What this all means is the end to
de- segregation.
A horrible solution to a problem Government is not empowered to solve.
Government OB&F the People exists to coordinate affairs among the States.
Not to micro manage affairs of the People.
And I missed where government ever did, or had authority, to invent Pubic Schools and Ed requirement.
It all rings of Euro -Socialism.
FJB.
The only problem I see is they are still measuring success based on achieving a bachelor's degree after high school. We have a major need in just about all the vocational trades in the US. These are good paying jobs, require less college (if any, many can be done on apprenticeship) and have job security. We suffer in the US from credentialism, the idea that a sheepskin is some measure of success.

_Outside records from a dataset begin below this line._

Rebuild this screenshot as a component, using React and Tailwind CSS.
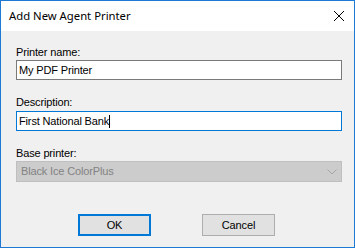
export default function App() {
  const font = { fontFamily: '"Liberation Sans", Arial, sans-serif' };
  return (
    <div className="w-[355px] h-[248px] border border-[#1c7ad4] flex flex-col bg-[#f0f0f0]" style={font}>
      <div className="h-[30px] bg-white flex items-center justify-between shrink-0">
        <span className="pl-[8px] text-[11.3px] text-black leading-none" style={{ fontFamily: '"Noto Sans", "Open Sans", sans-serif' }}>
          Add New Agent Printer
        </span>
        <svg width="12" height="12" viewBox="0 0 12 12" className="mr-[9px]">
          <path d="M1 1 L11 11 M11 1 L1 11" stroke="#000" strokeWidth="1" fill="none" />
        </svg>
      </div>
      <div className="flex flex-col pl-[15px] pt-[15px] text-[11px] leading-[13px] text-black tracking-[-0.15px]">
        <label>Printer name:</label>
        <div className="mt-[1px] w-[326px] h-[20px] bg-white border border-[#7a7a7a] flex items-center pl-[2px]">
          My PDF Printer
        </div>
        <label className="mt-[16px]">Description:</label>
        <div className="mt-[2px] w-[326px] h-[20px] bg-white border border-[#0078d7] flex items-center pl-[2px]">
          <span>First National Bank</span>
          <span className="w-[1px] h-[13px] bg-black" />
        </div>
        <label className="mt-[16px]">Base printer:</label>
        <div className="mt-[1px] w-[326px] h-[21px] bg-[#cccccc] border border-[#bfbfbf] flex items-center justify-between pl-[4px] pr-[4px] text-[#838383]">
          <span>Black Ice ColorPlus</span>
          <svg width="10" height="6" viewBox="0 0 10 6">
            <path d="M0.5 0.5 L5 5 L9.5 0.5" stroke="#a6a6a6" strokeWidth="1" fill="none" />
          </svg>
        </div>
        <div className="mt-[32px] flex justify-start gap-[51px] pl-[62px]">
          <button className="w-[73px] h-[22px] bg-[#e1e1e1] border-2 border-[#0078d7] text-[11px] text-black">OK</button>
          <button className="w-[73px] h-[22px] bg-[#e1e1e1] border border-[#adadad] text-[11px] text-black">Cancel</button>
        </div>
      </div>
    </div>
  );
}
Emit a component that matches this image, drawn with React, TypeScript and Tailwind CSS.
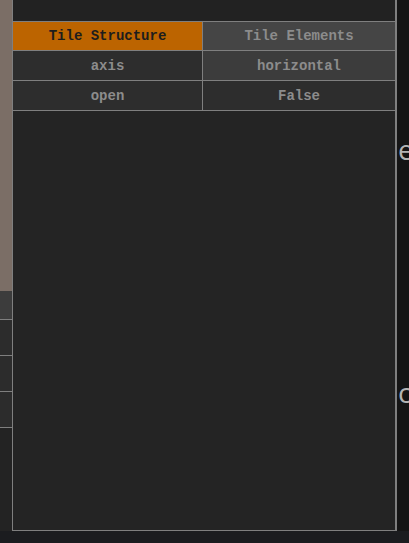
import React from "react";

const cellText = "flex items-center justify-center text-[14px] font-bold leading-none";

export default function App() {
  return (
    <div
      className="w-[409px] h-[543px] bg-[#1b1c1f] flex flex-col overflow-hidden"
      style={{ fontFamily: '"Liberation Mono", "DejaVu Sans Mono", monospace' }}
    >
      <div className="flex h-[531px]">
        {/* left strip */}
        <div className="w-[12px] flex flex-col bg-[#232323]">
          <div className="h-[291px] bg-[#7b6e66]" />
          <div className="h-[29px] bg-[#3c3c3c] border-b border-[#7f7f7f]" />
          <div className="h-[36px] bg-[#2c2c2c] border-b border-[#7f7f7f]" />
          <div className="h-[36px] bg-[#2c2c2c] border-b border-[#7f7f7f]" />
          <div className="h-[36px] bg-[#2c2c2c] border-b border-[#7f7f7f]" />
        </div>

        {/* main panel */}
        <div className="w-[385px] h-[531px] bg-[#242424] border-l border-r-2 border-b border-[#7f7f7f] flex flex-col">
          <div className="h-[21px] bg-[#222222]" />
          <div className="border-t border-[#7f7f7f]">
            <div className="flex h-[29px] border-b border-[#7f7f7f]">
              <div className={`${cellText} w-[190px] bg-[#bc6400] text-[#1d1d1d] border-r border-[#7f7f7f]`}>
                Tile Structure
              </div>
              <div className={`${cellText} flex-1 bg-[#454545] text-[#8c8c8c]`}>Tile Elements</div>
            </div>
            <div className="flex h-[30px] border-b border-[#7f7f7f]">
              <div className={`${cellText} w-[190px] bg-[#2d2d2d] text-[#8c8c8c] border-r border-[#7f7f7f]`}>
                axis
              </div>
              <div className={`${cellText} flex-1 bg-[#3c3c3c] text-[#8c8c8c]`}>horizontal</div>
            </div>
            <div className="flex h-[30px] border-b border-[#7f7f7f]">
              <div className={`${cellText} w-[190px] bg-[#2d2d2d] text-[#8c8c8c] border-r border-[#7f7f7f]`}>
                open
              </div>
              <div className={`${cellText} flex-1 bg-[#2d2d2d] text-[#8c8c8c]`}>False</div>
            </div>
          </div>
        </div>

        {/* right background */}
        <div className="flex-1 bg-[#151515] relative overflow-hidden">
          <div
            className="absolute left-[1px] top-[135px] text-[28px] leading-none text-[#b4b4b4]"
            style={{ fontFamily: '"Open Sans", "Noto Sans", sans-serif' }}
          >
            e
          </div>
          <div
            className="absolute left-[1px] top-[378px] text-[28px] leading-none text-[#b4b4b4]"
            style={{ fontFamily: '"Open Sans", "Noto Sans", sans-serif' }}
          >
            c
          </div>
        </div>
      </div>
      <div className="flex-1 bg-[#1b1c1f]" />
    </div>
  );
}
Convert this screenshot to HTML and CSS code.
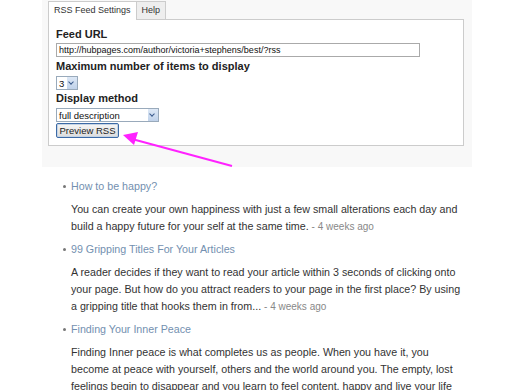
FILE: index.html
```html
<!DOCTYPE html>
<html lang="en">
<head>
  <meta charset="UTF-8">
  <title>RSS Feed Settings</title>
  <link rel="stylesheet" href="styles.css">
</head>
<body>
  <div class="settings">
    <div class="tabs">
      <span class="tab active">RSS Feed Settings</span>
      <span class="tab">Help</span>
    </div>
    <div class="panel">
      <div class="field-label">Feed URL</div>
      <div class="ipt">http://hubpages.com/author/victoria+stephens/best/?rss</div>
      <div class="field-label">Maximum number of items to display</div>
      <div class="sel sel-small"><span>3</span><i class="drop"></i></div>
      <div class="field-label">Display method</div>
      <div class="sel sel-wide"><span>full description</span><i class="drop"></i></div>
      <button class="preview">Preview RSS</button>
    </div>
    <svg class="arrow" width="120" height="40" viewBox="0 0 120 40">
      <line x1="112" y1="36" x2="12" y2="9" stroke="#f2f" stroke-width="2"/>
      <polygon points="3,5 18,2 14,15" fill="#f2f"/>
    </svg>
  </div>

  <ul class="feed">
    <li>
      <a class="title" href="#">How to be happy?</a>
      <p>You can create your own happiness with just a few small alterations each day and build a happy future for your self at the same time. <span class="ago">- 4 weeks ago</span></p>
    </li>
    <li>
      <a class="title" href="#">99 Gripping Titles For Your Articles</a>
      <p>A reader decides if they want to read your article within 3 seconds of clicking onto your page. But how do you attract readers to your page in the first place? By using a gripping title that hooks them in from... <span class="ago">- 4 weeks ago</span></p>
    </li>
    <li>
      <a class="title" href="#">Finding Your Inner Peace</a>
      <p>Finding Inner peace is what completes us as people. When you have it, you become at peace with yourself, others and the world around you. The empty, lost feelings begin to disappear and you learn to feel content, happy and live your life</p>
    </li>
  </ul>
</body>
</html>
```

FILE: styles.css
```css
html, body{
  margin: 0;
  padding: 0;
  background-color: #fff;
  font-family: "Liberation Sans", Arial, sans-serif;
}

.settings{
  position: relative;
  margin-left: 42px;
  width: 416px;
  height: 167px;
  padding: 0 8px 0 6px;
  background-color: #f8f8f8;
}
.tabs{
  display: flex;
  padding-top: 1px;
}
.tab{
  font-size: 9px;
  color: #333;
  line-height: 11px;
  padding: 3px 5px 3px;
  border: 1px solid #ccc;
  border-bottom: 0;
  background-color: #eee;
}
.tab.active{
  background-color: #fff;
  border-right: 0;
  padding-bottom: 4px;
  margin-bottom: -1px;
  position: relative;
}
.panel{
  border: 1px solid #ccc;
  background-color: #fff;
  padding: 7px 7px 7px;
}
.field-label{
  font-size: 11px;
  font-weight: bold;
  color: #222;
  line-height: 15px;
  margin-bottom: 1px;
}
.ipt{
  width: 358px;
  height: 12px;
  border: 1px solid #aaa;
  font-size: 9px;
  line-height: 12px;
  padding: 0 2px;
  color: #111;
  margin-bottom: 2px;
}
.sel{
  display: flex;
  align-items: center;
  justify-content: space-between;
  border: 1px solid #9ab;
  height: 12px;
  font-size: 9.5px;
  color: #111;
  padding-left: 2px;
  margin: 2px 0 1px;
  background-color: #fff;
}
.sel-small{
  width: 18px;
}
.sel-wide{
  width: 99px;
}
.drop{
  width: 10px;
  height: 12px;
  background: linear-gradient(#dde8f6, #c0d2ea);
  position: relative;
}
.drop::after{
  content: "";
  position: absolute;
  left: 2px;
  top: 3px;
  width: 3px;
  height: 3px;
  border-right: 1.5px solid #3a5a8c;
  border-bottom: 1.5px solid #3a5a8c;
  transform: rotate(45deg);
}
.preview{
  display: block;
  font-family: "Liberation Sans", Arial, sans-serif;
  font-size: 9.5px;
  color: #222;
  width: 63px;
  height: 15px;
  padding: 0;
  line-height: 11px;
  border: 1px solid #3c6aa6;
  box-shadow: inset 0 0 0 1px #c6d4e4;
  background: linear-gradient(#f6f6f6, #dcdcdc);
  border-radius: 2px;
}
.arrow{
  position: absolute;
  left: 78px;
  top: 130px;
}

.feed{
  list-style: none;
  margin: 12px 0 0;
  padding: 0 0 0 71px;
  width: 392px;
}
.feed li{
  position: relative;
  margin-bottom: 7px;
}
.feed li::before{
  content: "";
  position: absolute;
  left: -8px;
  top: 6px;
  width: 3px;
  height: 3px;
  border-radius: 50%;
  background-color: #777;
}
.title{
  display: block;
  font-size: 10.7px;
  line-height: 15px;
  color: #7390b0;
  text-decoration: none;
  margin-bottom: 7px;
}
.feed p{
  margin: 0;
  font-size: 10.7px;
  line-height: 17px;
  color: #333;
}
.ago{
  font-size: 10px;
  color: #888;
}
```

My oldest is graduating this spring. He had already enrolled in a vocational college. He is going to study to be a plumber, after 6 years when he gets his journeyman, he will be making more on average than I do with a MS. I was at first not really happy with his decision. I was raised to think you needed that sheepskin for success, but the more I studied the issue the more I came to realize he has made a very mature decision. He also picked the college based on it's location, which is where his Guard unit drills. So, the guard is paying his tuition. In two years he'll be graduated and making good money, with the ability to start his own business if he decides to in the future. For a 17 yo he has shown real maturity in his decision making process. His teachers, who all brag about how smart he is and how responsible he is, all seem to be fully on board with his decision. It probably helps that we live in a small, rural, farming and ranching town and the mindset is such that a good paying blue collar job is success as much as getting a degree is.
Aren't private schools mandated by law to suck ass, so they don't make public schools look bad?
Not in red states. And charter schools are public schools, just not "traditional" (under the thumb of the school board/unions/bureaucracy) public schools.